Русский одессит Игорь Дмитриев на днях дал ответ, как быть:

 

“Русские мужчины часто говорят о войне. В этом нет ни истерики, ни воодушевления. Просто, обыденно, друзья или предполагаемые партнёры по бизнесу в разговоре так или иначе упоминают слово “война”.

 

Например, так: “Ну, давай попробуем. Получится — заработаем, не получится — ну и чёрт с ним! Всё равно скоро война”. Все говорят об этом спокойно, со знакомым восточным фатализмом. Мол, хорошо пожили, сытно, но пора.

 

Централизованной политики в этом направлении я не увидел — курсов гражданской обороны, военных сборов, информационной накачки. Русские готовятся сами. Один старинный друг-экстремал проводит марафоны по пересечённой местности; говорит: “Ты даже не представляешь, сколько в этом году собирается людей! И все задают один вопрос — тактические задания будут?

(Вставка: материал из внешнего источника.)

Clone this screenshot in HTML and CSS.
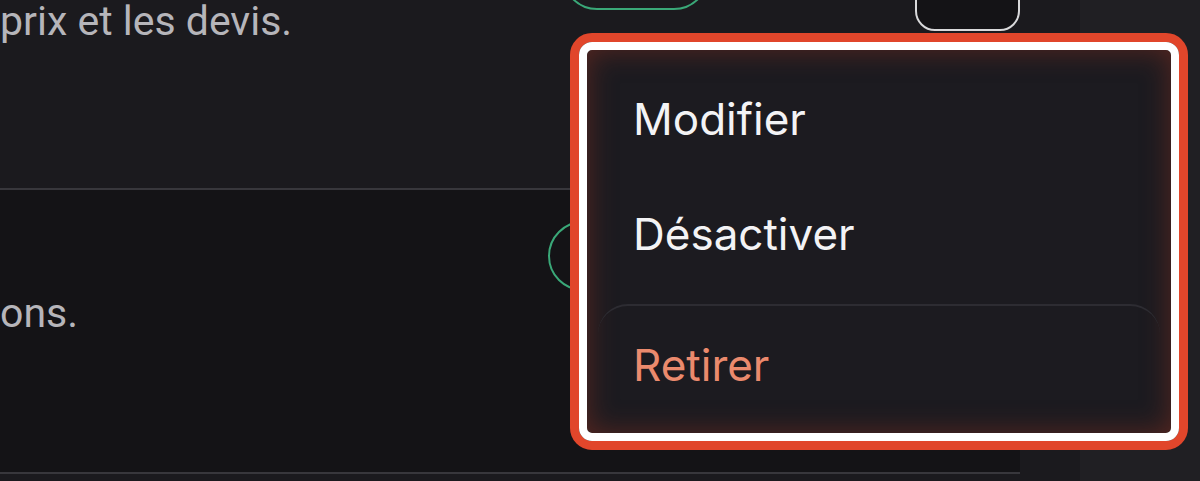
FILE: index.html
```html
<!DOCTYPE html>
<html lang="fr">
<head>
    <meta charset="UTF-8">
    <meta name="viewport" content="width=device-width, initial-scale=1.0">
    <title>Tarifs</title>
    <link rel="stylesheet" href="styles.css">
</head>
<body>
    <div class="page">
        <main class="content">
            <div class="list">
                <div class="row row-first">
                    <p class="desc desc-first">prix et les devis.</p>
                    <span class="badge badge-first"></span>
                    <button class="btn-more"></button>
                </div>
                <div class="row row-second">
                    <p class="desc desc-second">ons.</p>
                    <span class="badge badge-second"></span>
                </div>
            </div>
        </main>
        <aside class="side"></aside>
    </div>

    <div class="highlight">
        <ul class="menu">
            <li class="menu-item">Modifier</li>
            <li class="menu-item">Désactiver</li>
            <li class="menu-item danger">Retirer</li>
        </ul>
    </div>
</body>
</html>
```

FILE: styles.css
```css
* {
    margin: 0;
    padding: 0;
    box-sizing: border-box;
}

body {
    background-color: #1b1a1e;
    font-family: Roboto, "Liberation Sans", sans-serif;
    overflow: hidden;
}

.page {
    display: flex;
    height: 481px;
}

.content {
    width: 1080px;
    padding-right: 60px;
    background-color: #1b1a1e;
}

.side {
    flex-grow: 1;
    background-color: #201f23;
}

.list {
    width: 1020px;
}

.row {
    display: flex;
    align-items: flex-start;
    border-bottom: 2px solid #38373c;
}

.row-first {
    height: 190px;
}

.row-second {
    height: 284px;
    background-color: #141316;
}

.desc {
    color: #b6b5ba;
    font-size: 41px;
    line-height: 46px;
}

.desc-first {
    width: 562px;
    line-height: 42px;
}

.desc-second {
    width: 548px;
    margin-top: 100px;
}

.badge {
    display: block;
    height: 70px;
    border: 2px solid #3aa878;
    border-radius: 35px;
}

.badge-first {
    width: 147px;
    margin-top: -60px;
}

.badge-second {
    width: 147px;
    margin-top: 31px;
}

.btn-more {
    width: 105px;
    height: 70px;
    margin-top: -39px;
    margin-left: auto;
    background-color: #141316;
    border: 2px solid #d9d9db;
    border-radius: 20px;
}

/* dropdown, framed by the red/white highlight */
.highlight {
    position: absolute;
    left: 570px;
    top: 33px;
    width: 618px;
    height: 417px;
    border: 9px solid #e1462b;
    border-radius: 22px;
}

.menu {
    list-style-type: none;
    height: 100%;
    padding: 11px;
    border: 8px solid #ffffff;
    border-radius: 13px;
    background-color: #1c1b20;
    box-shadow: inset 0 0 28px rgba(150, 50, 32, 0.5);
    font-family: Inter, "Noto Sans", sans-serif;
}

.menu-item {
    display: flex;
    align-items: center;
    height: 115px;
    padding: 0 35px;
    font-size: 44px;
    color: #f3f3f5;
}

.menu-item.danger {
    height: 119px;
    margin-top: 13px;
    border-top: 2px solid #2d2c32;
    border-radius: 30px 30px 0 0;
    color: #eb8a6d;
}
```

А боевое слаживание?”

 

В наушниках на пробежке услышал по радио песню “Война, приди!”. И знаете, зацепило. Как когда-то “Перемен требуют наши сердца”. Много таких песен.

 

Русские ждут большой войны. С обречённой готовностью. Как атомы под электромагнитным излучением, они чувствуют её приближение. И это настроение едва заметно передаётся от одного мужчины к другому”.

 

Не сильно нервничая, без драматизма и ненужной суеты, без пустого вопрошания “Да как же они могли?”, звоня в колокола, садясь в автобус или кормя голубей, русские поджидают сотую войну в своей истории. Подпускают поближе, чтобы не ушла с прицелов. Нагрянет ли она на выпускной, как в 1941-м, или на открытие олимпиады, как в 2008-м, или на Благовещение, как в 2014-м, — уже и не важно.

 

Пусть даже сегодня. Даже лучше, если сегодня.